普段自分が全否定しているやり方を100%踏襲している自覚もなく、尚且つ失敗したことを失敗と捉えず、無理にやらされたということにして、しばらくは「自分」を保とうとしていたそうです。
違和感があるのだが、確かに業務改善にはリーダーシップは必要。ただし、リーダーシップがあっても、結果に対してプロセスをマネジメント(日本語になってないw)していく必要がある。「結果にコミット」のらいざっぷじゃないけど。リーダーシップだけでは求める結果は作り出せない。自分で書いていて日本語になっていなくて笑ったが、結局日本語になっていないということは、日本の文化に根付いていないものなのかもと思った。
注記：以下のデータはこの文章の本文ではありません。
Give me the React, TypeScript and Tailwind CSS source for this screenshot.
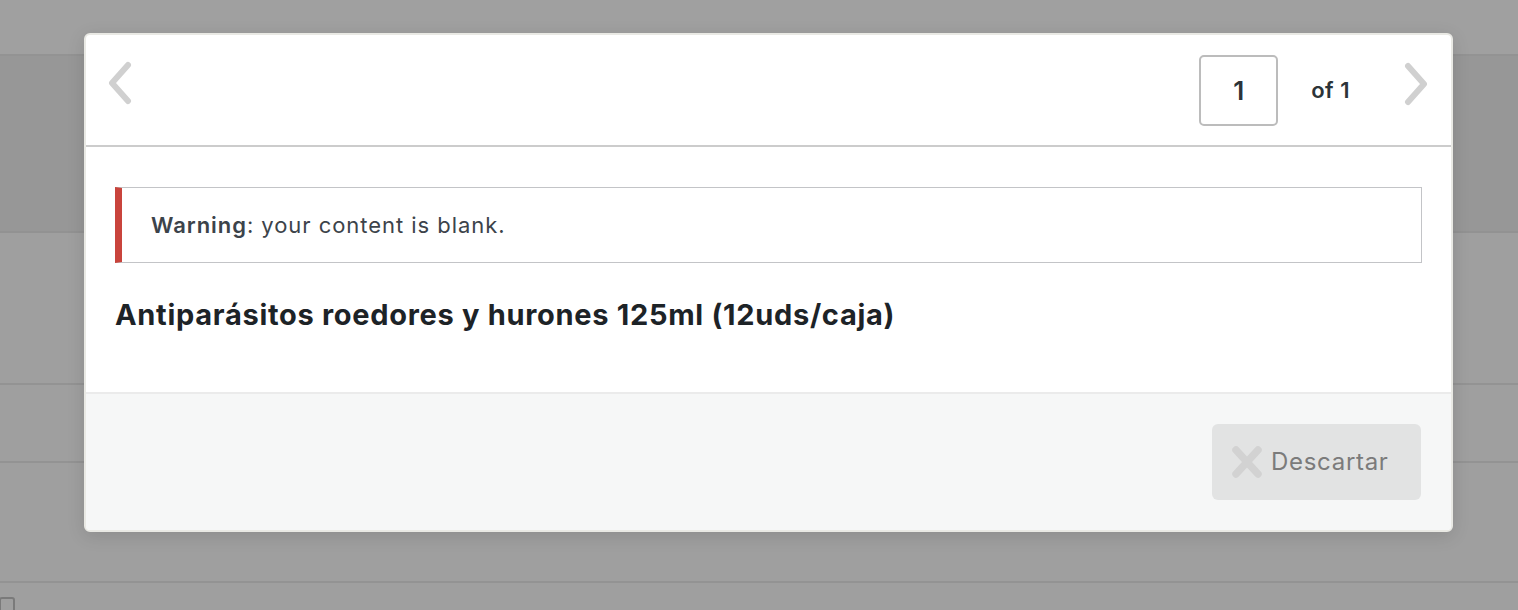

このエピソードでいえば、マネジメント能力もそこそこ必要だったはず。
オレの考えだが、役職者に引き上げるためのポイントはエンパワーメント(権限委譲)かなと思う。例えば課長になってすぐには無理な話だが、課長になって数年経つのに課長の仕事しかできない、あるいは主任や担当のタスクを好んでやっているようでは、部長に引き上げようがない。組織を大きくするタイプの部長なら、自分は上を狙うわけで下を育てたい。それには、部下の課長に自分の代わりを少しずつさせ、部長の仕事ができることを見極めて部長に推薦する。部長の仕事の中にはワークやタスクもあるがリーダーシップもマネジメントもある。「あいつよさそう」「あいつはダメ」とかぼんやり見ていたら、自分のポジションを明け渡せる人材なんて育っていただけない。
偉くなった元上司たちを見ても、どんどん上司の仕事をさせてもらったし、課長になったら部長の仕事をやろうとしてたし、部長になったら本部長の仕事をやろうとしてた。
というわけで、「裏」のリーダーは「表」のリーダーになれない。魅力的な社員の見極め方 - らいおんごろしはかく語りきについては否定はしないが、オレの経験と違って大きくならない(できない)組織の人なのかなという感じ。ゼロサムゲームの中で育っていないもんで、「裏」のリーダーは「表」のリーダーになれない。魅力的な社員の見極め方 - らいおんごろしはかく語りきで出てくる「魅力的な社員」には魅力を感じない。